Border
The return on investment in human trafficking has outpaced that of drug trafficking in Mexico. AFP

The ticket is a code that drug cartels give to their passengers after they have paid between $6,000 and $15,000. Migrants must say it correctly at the entrance to the tunnel that is part of the drainage network stretching from Ciudad Juárez to El Paso, Texas — one of the most sought-after routes for clients of a VIP illegal migration package.

That's how USA Today describes it in a new article based on interviews with top Mexican state officials, federal law officers from both sides of the border, and migrants waiting to cross in camps along the Rio Grande.

The code is often delivered by cell phone at least minute, but there are many in use that can allow the individual to pass. Each code belongs to a different "travel agency," as the outlet sarcastically named the cartels involved in smuggling migrants.

That way, neither other criminals nor corrupt officials will harass them or prevent them from passing through that illegal entry route to the United States.

With the increase in security forces at the U.S. border ordered by the state administrations receiving the highest influx of immigrants, and stricter policies such as President Joe Biden's recent executive order barring migrants from claiming asylum when certain thresholds are reached, the few illegal entry points penetrable by criminal groups have increased in cost.

In fact, experts interviewed by the outlet predict that the return on investment in human trafficking has outpaced that of drug trafficking, as per the article.
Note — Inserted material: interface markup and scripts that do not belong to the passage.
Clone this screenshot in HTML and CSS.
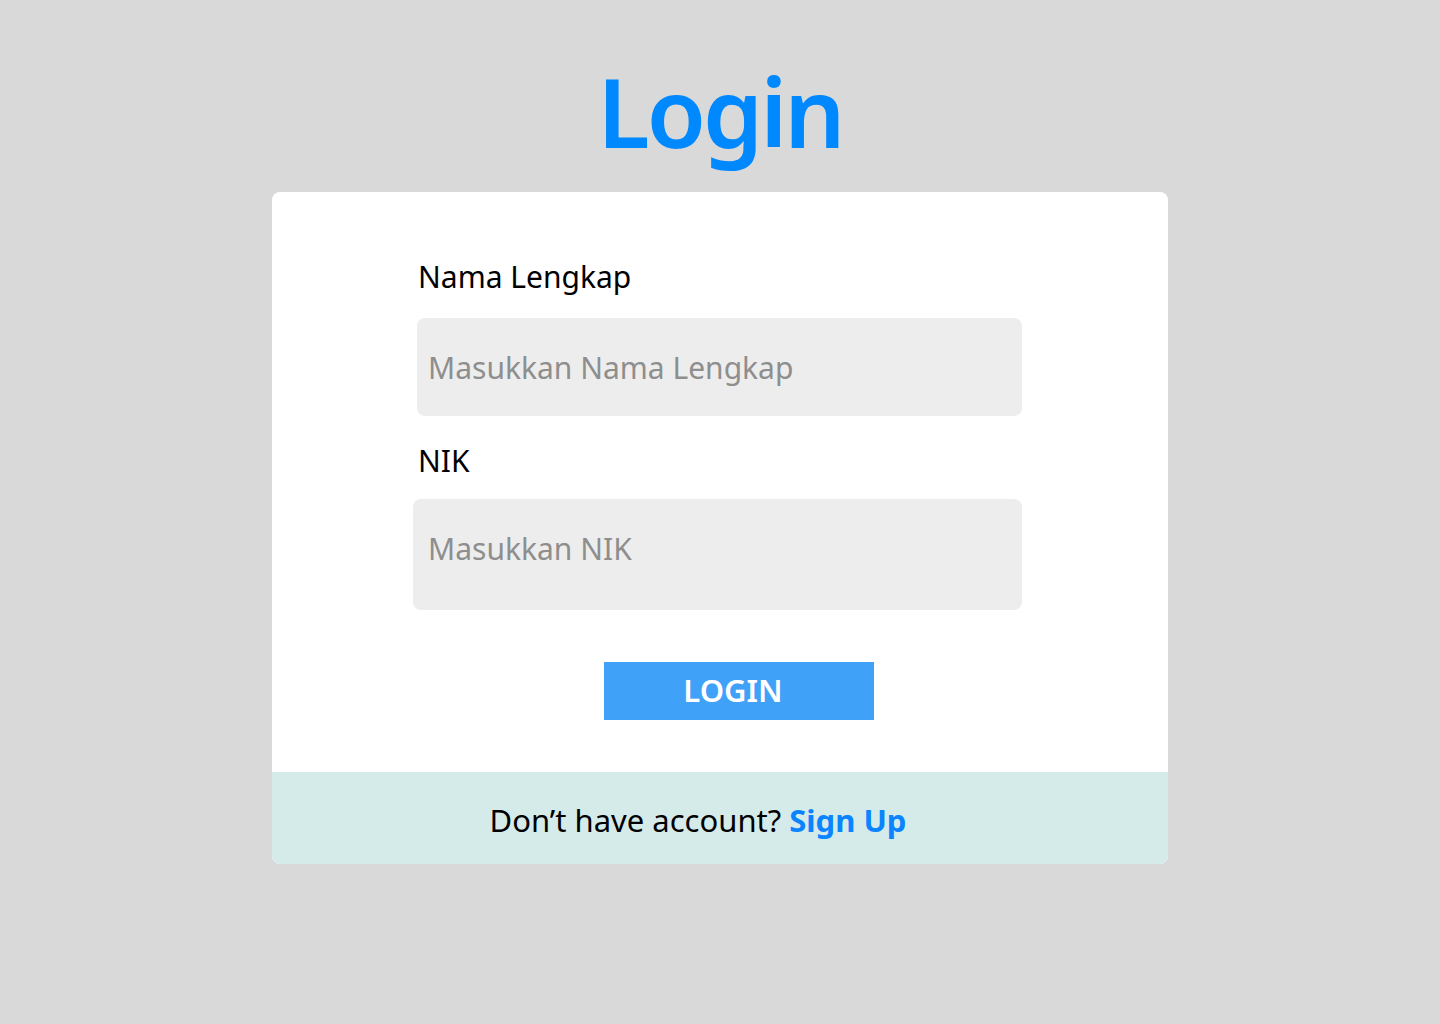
FILE: index.html
```html
<!DOCTYPE html>
<html lang="id">
<head>
<meta charset="utf-8">
<title>Login</title>
<link rel="stylesheet" href="styles.css">
</head>
<body>
<main class="page">
  <h1 class="title">Login</h1>
  <section class="card">
    <form class="form">
      <label class="label" for="nama">Nama Lengkap</label>
      <input class="field field-nama" id="nama" type="text" placeholder="Masukkan Nama Lengkap">
      <label class="label label-nik" for="nik">NIK</label>
      <input class="field field-nik" id="nik" type="text" placeholder="Masukkan NIK">
      <div class="actions">
        <button class="btn" type="button">LOGIN</button>
      </div>
    </form>
    <footer class="card-footer">
      <span class="footer-text">Don’t have account? <a class="signup" href="#">Sign Up</a></span>
    </footer>
  </section>
</main>
</body>
</html>
```
FILE: styles.css
```css
* { box-sizing: border-box; }
html, body { margin: 0; padding: 0; }
body {
  background: #d9d9d9;
  font-family: "Noto Sans", "Open Sans", sans-serif;
  color: #000;
  min-height: 1024px;
}
.page {
  display: flex;
  flex-direction: column;
  align-items: center;
}
.title {
  margin: 0;
  padding-top: 45px;
  height: 192px;
  font-size: 96px;
  font-weight: 600;
  line-height: 131px;
  letter-spacing: -3px;
  color: #0088ff;
}
.card {
  width: 896px;
  background: #fff;
  border-radius: 8px;
  overflow: hidden;
}
.form {
  display: flex;
  flex-direction: column;
  padding: 65px 146px 52px 145px;
}
.label {
  font-size: 30px;
  line-height: 40px;
  height: 40px;
  padding-left: 1px;
}
.label-nik { margin-top: 25px; }
.field {
  border: none;
  outline: none;
  background: #ededed;
  border-radius: 8px;
  font-family: inherit;
  font-size: 30px;
  color: #000;
  padding: 0 0 0 11px;
}
.field::placeholder { color: #8e8e8e; }
.field-nama {
  margin-top: 21px;
  height: 98px;
}
.field-nik {
  margin-top: 18px;
  margin-left: -4px;
  height: 111px;
  padding-left: 15px;
  padding-bottom: 12px;
}
.actions {
  display: flex;
  justify-content: center;
  margin-top: 52px;
  padding-left: 39px;
}
.btn {
  width: 270px;
  height: 58px;
  border: none;
  border-radius: 0;
  background: #40a1f9;
  color: #fff;
  font-family: inherit;
  font-size: 31px;
  font-weight: 600;
  padding: 0 12px 2px 0;
  line-height: 56px;
}
.card-footer {
  height: 92px;
  background: #d5ebea;
  display: flex;
  align-items: center;
  justify-content: center;
  padding: 4px 44px 0 0;
}
.footer-text {
  font-size: 31px;
  line-height: 40px;
}
.signup {
  color: #0a84ff;
  font-weight: 700;
  text-decoration: none;
}
```
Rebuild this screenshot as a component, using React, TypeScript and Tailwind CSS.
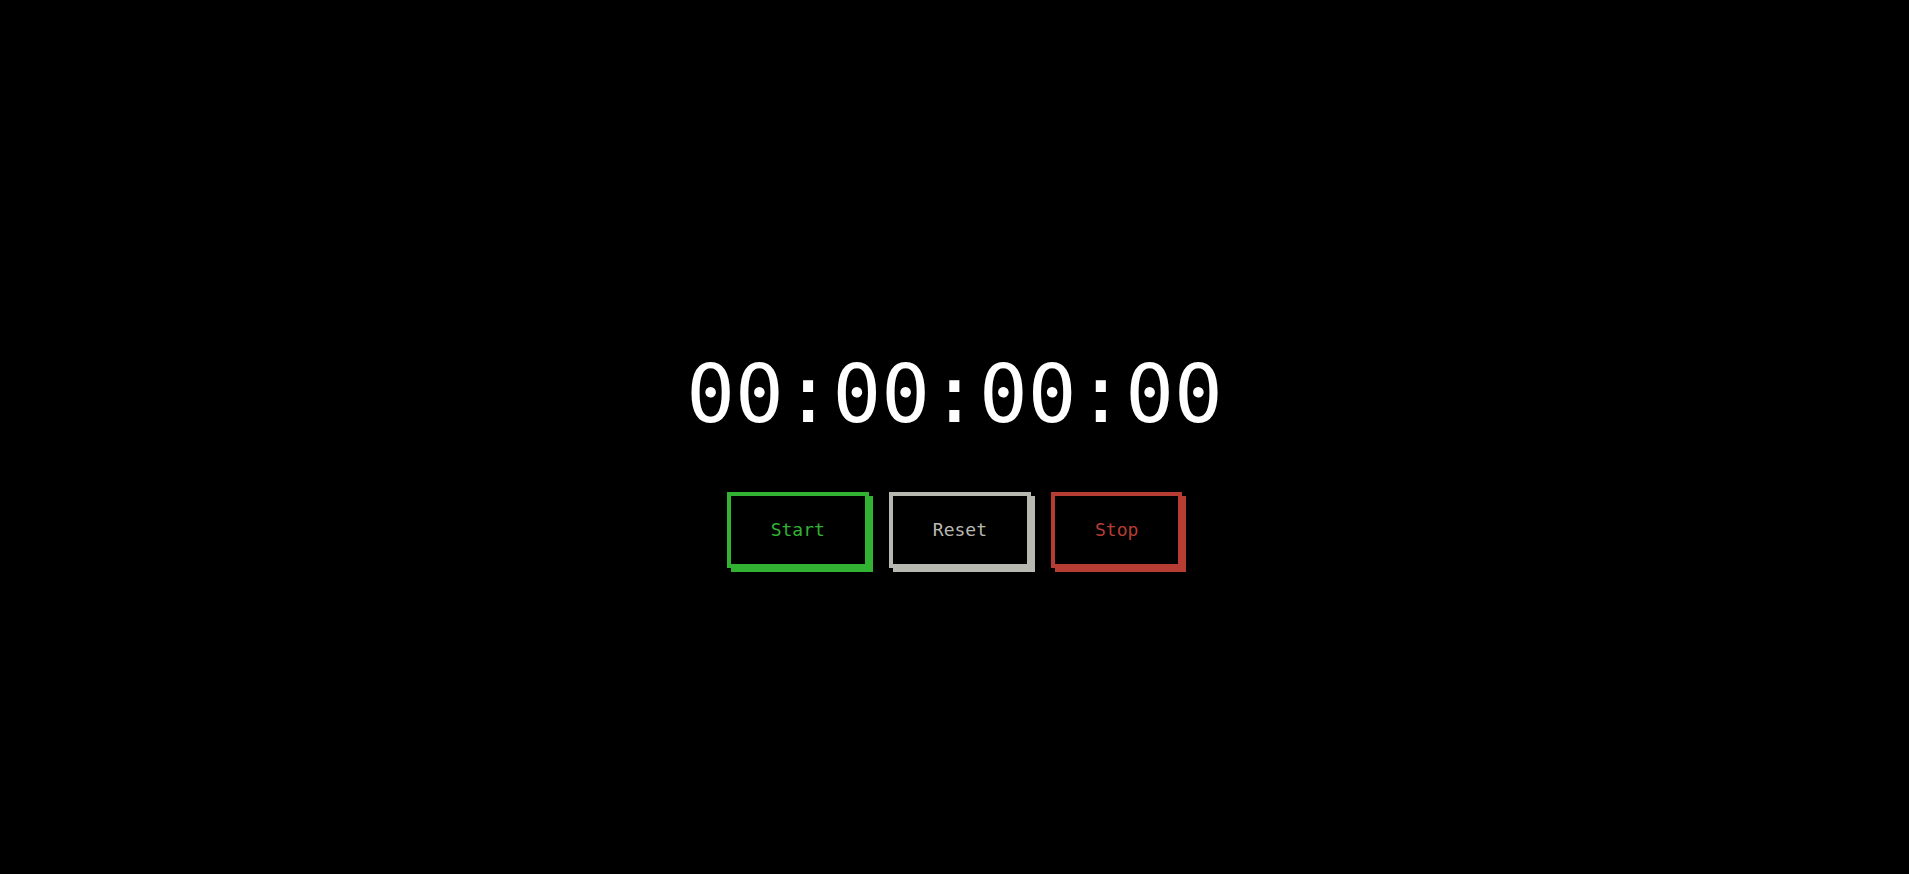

"Criminals have shifted from their primary business, which was drug trafficking," said Arturo Velasco, head of the anti-kidnapping unit at the Chihuahua attorney general's office. "Now 60 to 70% of their focus is migrant smuggling.

Migrants at the U.S.-Mexico border
At least 1.39 million migrants from all over the world have entered Mexico in 2024. Creative Commons

"A kilo of cocaine might bring in $1,500, but the risk is very high. The cost-benefit of trafficking a person is $10,000, $12,000, $15,000."

Latino migrants might be able to pay this with remittances sent from their relatives residing in the U.S., but there are also people from other places to cross from Mexico.

The country's National Migration Institute reported that at least 1.39 million migrants from all over the world have entered Mexico in 2024 through May, most of them trying to reach the United States without proper documentation.

The top origin countries of migrants traveling through Mexico to the U.S. were Venezuela (377,401 individuals), Guatemala (209,540), Honduras (144,499), Ecuador (136,699), Haiti (107,432), Colombia (70,371), El Salvador (52,636), Nicaragua (45,364), Peru (28,167), Cuba (27,404), Senegal (20,847), Guinea (19,922), Dominican Republic (16,228), China (13,780), Brazil (11,058), Mauritania (9,757), India (8,914), and Angola (7,037).